[EXERCISE TASK]: Copy all the material below, exactly as it stands.
— START —
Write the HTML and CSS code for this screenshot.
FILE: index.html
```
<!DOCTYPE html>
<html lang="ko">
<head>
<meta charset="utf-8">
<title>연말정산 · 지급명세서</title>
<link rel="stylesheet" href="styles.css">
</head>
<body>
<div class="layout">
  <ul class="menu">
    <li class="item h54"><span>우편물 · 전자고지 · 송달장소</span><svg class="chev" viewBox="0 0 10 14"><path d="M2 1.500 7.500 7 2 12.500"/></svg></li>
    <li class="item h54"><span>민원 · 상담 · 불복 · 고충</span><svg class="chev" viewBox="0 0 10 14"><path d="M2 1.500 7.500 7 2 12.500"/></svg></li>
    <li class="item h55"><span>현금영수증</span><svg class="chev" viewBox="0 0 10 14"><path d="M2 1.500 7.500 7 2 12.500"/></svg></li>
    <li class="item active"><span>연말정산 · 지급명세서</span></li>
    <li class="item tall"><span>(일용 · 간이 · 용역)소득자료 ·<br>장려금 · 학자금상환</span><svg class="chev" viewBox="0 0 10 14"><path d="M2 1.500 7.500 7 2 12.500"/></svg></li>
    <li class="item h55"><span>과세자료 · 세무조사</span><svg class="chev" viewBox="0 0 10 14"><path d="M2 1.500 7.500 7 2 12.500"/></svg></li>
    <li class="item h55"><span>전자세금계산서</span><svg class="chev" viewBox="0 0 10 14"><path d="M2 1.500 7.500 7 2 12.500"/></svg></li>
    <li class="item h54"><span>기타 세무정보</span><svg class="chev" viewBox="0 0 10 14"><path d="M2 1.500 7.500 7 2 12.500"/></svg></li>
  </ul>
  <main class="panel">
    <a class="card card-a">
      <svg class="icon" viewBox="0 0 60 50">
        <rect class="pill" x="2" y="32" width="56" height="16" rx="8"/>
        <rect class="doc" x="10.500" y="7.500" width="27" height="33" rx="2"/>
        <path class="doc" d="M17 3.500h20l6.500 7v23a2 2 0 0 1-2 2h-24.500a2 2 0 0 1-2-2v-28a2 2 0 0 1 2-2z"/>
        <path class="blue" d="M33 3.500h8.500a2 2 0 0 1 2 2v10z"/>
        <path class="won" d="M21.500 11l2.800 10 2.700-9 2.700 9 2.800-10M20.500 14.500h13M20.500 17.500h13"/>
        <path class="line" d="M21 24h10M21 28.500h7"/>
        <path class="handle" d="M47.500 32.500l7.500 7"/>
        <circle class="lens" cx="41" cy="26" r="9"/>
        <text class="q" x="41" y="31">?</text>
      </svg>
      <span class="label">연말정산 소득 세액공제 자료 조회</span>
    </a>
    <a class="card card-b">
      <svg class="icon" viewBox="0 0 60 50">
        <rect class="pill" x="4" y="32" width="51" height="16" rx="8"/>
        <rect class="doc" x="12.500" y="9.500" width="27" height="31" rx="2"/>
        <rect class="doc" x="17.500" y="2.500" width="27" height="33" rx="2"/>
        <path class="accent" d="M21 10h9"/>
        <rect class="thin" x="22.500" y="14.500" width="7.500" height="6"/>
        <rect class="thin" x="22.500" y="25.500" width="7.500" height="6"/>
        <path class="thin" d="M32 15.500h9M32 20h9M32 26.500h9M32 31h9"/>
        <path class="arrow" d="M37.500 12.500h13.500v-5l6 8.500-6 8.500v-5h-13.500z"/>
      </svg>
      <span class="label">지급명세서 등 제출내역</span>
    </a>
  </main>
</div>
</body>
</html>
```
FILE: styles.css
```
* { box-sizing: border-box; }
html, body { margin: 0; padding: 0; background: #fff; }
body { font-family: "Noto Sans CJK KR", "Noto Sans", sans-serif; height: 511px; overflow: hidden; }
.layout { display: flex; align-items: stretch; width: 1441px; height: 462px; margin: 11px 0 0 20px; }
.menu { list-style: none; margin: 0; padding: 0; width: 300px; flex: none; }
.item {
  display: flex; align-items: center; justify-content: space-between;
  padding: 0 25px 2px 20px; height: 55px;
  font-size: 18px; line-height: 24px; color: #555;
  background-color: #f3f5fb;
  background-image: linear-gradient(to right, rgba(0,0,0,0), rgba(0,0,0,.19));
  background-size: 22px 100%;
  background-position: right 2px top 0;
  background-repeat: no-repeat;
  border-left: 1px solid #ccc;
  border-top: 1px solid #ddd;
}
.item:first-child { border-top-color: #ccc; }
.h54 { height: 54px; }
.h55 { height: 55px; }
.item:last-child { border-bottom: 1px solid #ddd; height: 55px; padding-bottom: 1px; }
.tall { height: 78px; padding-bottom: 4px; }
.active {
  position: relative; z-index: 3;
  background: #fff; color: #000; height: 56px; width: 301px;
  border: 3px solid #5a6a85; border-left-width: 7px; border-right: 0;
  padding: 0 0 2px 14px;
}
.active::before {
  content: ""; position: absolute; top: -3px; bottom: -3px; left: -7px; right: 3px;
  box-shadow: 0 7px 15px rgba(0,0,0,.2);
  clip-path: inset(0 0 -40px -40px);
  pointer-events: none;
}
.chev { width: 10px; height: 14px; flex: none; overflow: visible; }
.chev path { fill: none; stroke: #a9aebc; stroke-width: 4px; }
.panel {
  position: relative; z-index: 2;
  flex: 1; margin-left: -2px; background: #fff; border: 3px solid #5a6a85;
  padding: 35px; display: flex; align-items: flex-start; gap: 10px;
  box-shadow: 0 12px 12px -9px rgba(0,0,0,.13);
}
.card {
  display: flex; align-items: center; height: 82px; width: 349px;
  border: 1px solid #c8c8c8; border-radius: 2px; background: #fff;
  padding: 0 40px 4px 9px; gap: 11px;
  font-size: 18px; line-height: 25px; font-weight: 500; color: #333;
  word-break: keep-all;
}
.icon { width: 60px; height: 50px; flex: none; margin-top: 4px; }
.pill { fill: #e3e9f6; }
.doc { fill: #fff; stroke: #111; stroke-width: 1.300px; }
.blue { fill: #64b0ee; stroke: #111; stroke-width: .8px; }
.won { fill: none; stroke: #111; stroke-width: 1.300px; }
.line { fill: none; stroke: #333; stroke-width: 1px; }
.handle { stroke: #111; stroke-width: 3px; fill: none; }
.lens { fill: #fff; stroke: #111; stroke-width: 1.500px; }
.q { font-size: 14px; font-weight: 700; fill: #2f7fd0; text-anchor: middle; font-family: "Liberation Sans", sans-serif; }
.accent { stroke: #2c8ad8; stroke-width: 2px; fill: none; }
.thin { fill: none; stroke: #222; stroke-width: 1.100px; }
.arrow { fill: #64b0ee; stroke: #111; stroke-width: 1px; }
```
— END —
[CORRECT RESPONSE]:
Write the HTML and CSS code for this screenshot.
FILE: index.html
```
<!DOCTYPE html>
<html lang="ko">
<head>
<meta charset="utf-8">
<title>연말정산 · 지급명세서</title>
<link rel="stylesheet" href="styles.css">
</head>
<body>
<div class="layout">
  <ul class="menu">
    <li class="item h54"><span>우편물 · 전자고지 · 송달장소</span><svg class="chev" viewBox="0 0 10 14"><path d="M2 1.500 7.500 7 2 12.500"/></svg></li>
    <li class="item h54"><span>민원 · 상담 · 불복 · 고충</span><svg class="chev" viewBox="0 0 10 14"><path d="M2 1.500 7.500 7 2 12.500"/></svg></li>
    <li class="item h55"><span>현금영수증</span><svg class="chev" viewBox="0 0 10 14"><path d="M2 1.500 7.500 7 2 12.500"/></svg></li>
    <li class="item active"><span>연말정산 · 지급명세서</span></li>
    <li class="item tall"><span>(일용 · 간이 · 용역)소득자료 ·<br>장려금 · 학자금상환</span><svg class="chev" viewBox="0 0 10 14"><path d="M2 1.500 7.500 7 2 12.500"/></svg></li>
    <li class="item h55"><span>과세자료 · 세무조사</span><svg class="chev" viewBox="0 0 10 14"><path d="M2 1.500 7.500 7 2 12.500"/></svg></li>
    <li class="item h55"><span>전자세금계산서</span><svg class="chev" viewBox="0 0 10 14"><path d="M2 1.500 7.500 7 2 12.500"/></svg></li>
    <li class="item h54"><span>기타 세무정보</span><svg class="chev" viewBox="0 0 10 14"><path d="M2 1.500 7.500 7 2 12.500"/></svg></li>
  </ul>
  <main class="panel">
    <a class="card card-a">
      <svg class="icon" viewBox="0 0 60 50">
        <rect class="pill" x="2" y="32" width="56" height="16" rx="8"/>
        <rect class="doc" x="10.500" y="7.500" width="27" height="33" rx="2"/>
        <path class="doc" d="M17 3.500h20l6.500 7v23a2 2 0 0 1-2 2h-24.500a2 2 0 0 1-2-2v-28a2 2 0 0 1 2-2z"/>
        <path class="blue" d="M33 3.500h8.500a2 2 0 0 1 2 2v10z"/>
        <path class="won" d="M21.500 11l2.800 10 2.700-9 2.700 9 2.800-10M20.500 14.500h13M20.500 17.500h13"/>
        <path class="line" d="M21 24h10M21 28.500h7"/>
        <path class="handle" d="M47.500 32.500l7.500 7"/>
        <circle class="lens" cx="41" cy="26" r="9"/>
        <text class="q" x="41" y="31">?</text>
      </svg>
      <span class="label">연말정산 소득 세액공제 자료 조회</span>
    </a>
    <a class="card card-b">
      <svg class="icon" viewBox="0 0 60 50">
        <rect class="pill" x="4" y="32" width="51" height="16" rx="8"/>
        <rect class="doc" x="12.500" y="9.500" width="27" height="31" rx="2"/>
        <rect class="doc" x="17.500" y="2.500" width="27" height="33" rx="2"/>
        <path class="accent" d="M21 10h9"/>
        <rect class="thin" x="22.500" y="14.500" width="7.500" height="6"/>
        <rect class="thin" x="22.500" y="25.500" width="7.500" height="6"/>
        <path class="thin" d="M32 15.500h9M32 20h9M32 26.500h9M32 31h9"/>
        <path class="arrow" d="M37.500 12.500h13.500v-5l6 8.500-6 8.500v-5h-13.500z"/>
      </svg>
      <span class="label">지급명세서 등 제출내역</span>
    </a>
  </main>
</div>
</body>
</html>
```
FILE: styles.css
```
* { box-sizing: border-box; }
html, body { margin: 0; padding: 0; background: #fff; }
body { font-family: "Noto Sans CJK KR", "Noto Sans", sans-serif; height: 511px; overflow: hidden; }
.layout { display: flex; align-items: stretch; width: 1441px; height: 462px; margin: 11px 0 0 20px; }
.menu { list-style: none; margin: 0; padding: 0; width: 300px; flex: none; }
.item {
  display: flex; align-items: center; justify-content: space-between;
  padding: 0 25px 2px 20px; height: 55px;
  font-size: 18px; line-height: 24px; color: #555;
  background-color: #f3f5fb;
  background-image: linear-gradient(to right, rgba(0,0,0,0), rgba(0,0,0,.19));
  background-size: 22px 100%;
  background-position: right 2px top 0;
  background-repeat: no-repeat;
  border-left: 1px solid #ccc;
  border-top: 1px solid #ddd;
}
.item:first-child { border-top-color: #ccc; }
.h54 { height: 54px; }
.h55 { height: 55px; }
.item:last-child { border-bottom: 1px solid #ddd; height: 55px; padding-bottom: 1px; }
.tall { height: 78px; padding-bottom: 4px; }
.active {
  position: relative; z-index: 3;
  background: #fff; color: #000; height: 56px; width: 301px;
  border: 3px solid #5a6a85; border-left-width: 7px; border-right: 0;
  padding: 0 0 2px 14px;
}
.active::before {
  content: ""; position: absolute; top: -3px; bottom: -3px; left: -7px; right: 3px;
  box-shadow: 0 7px 15px rgba(0,0,0,.2);
  clip-path: inset(0 0 -40px -40px);
  pointer-events: none;
}
.chev { width: 10px; height: 14px; flex: none; overflow: visible; }
.chev path { fill: none; stroke: #a9aebc; stroke-width: 4px; }
.panel {
  position: relative; z-index: 2;
  flex: 1; margin-left: -2px; background: #fff; border: 3px solid #5a6a85;
  padding: 35px; display: flex; align-items: flex-start; gap: 10px;
  box-shadow: 0 12px 12px -9px rgba(0,0,0,.13);
}
.card {
  display: flex; align-items: center; height: 82px; width: 349px;
  border: 1px solid #c8c8c8; border-radius: 2px; background: #fff;
  padding: 0 40px 4px 9px; gap: 11px;
  font-size: 18px; line-height: 25px; font-weight: 500; color: #333;
  word-break: keep-all;
}
.icon { width: 60px; height: 50px; flex: none; margin-top: 4px; }
.pill { fill: #e3e9f6; }
.doc { fill: #fff; stroke: #111; stroke-width: 1.300px; }
.blue { fill: #64b0ee; stroke: #111; stroke-width: .8px; }
.won { fill: none; stroke: #111; stroke-width: 1.300px; }
.line { fill: none; stroke: #333; stroke-width: 1px; }
.handle { stroke: #111; stroke-width: 3px; fill: none; }
.lens { fill: #fff; stroke: #111; stroke-width: 1.500px; }
.q { font-size: 14px; font-weight: 700; fill: #2f7fd0; text-anchor: middle; font-family: "Liberation Sans", sans-serif; }
.accent { stroke: #2c8ad8; stroke-width: 2px; fill: none; }
.thin { fill: none; stroke: #222; stroke-width: 1.100px; }
.arrow { fill: #64b0ee; stroke: #111; stroke-width: 1px; }
```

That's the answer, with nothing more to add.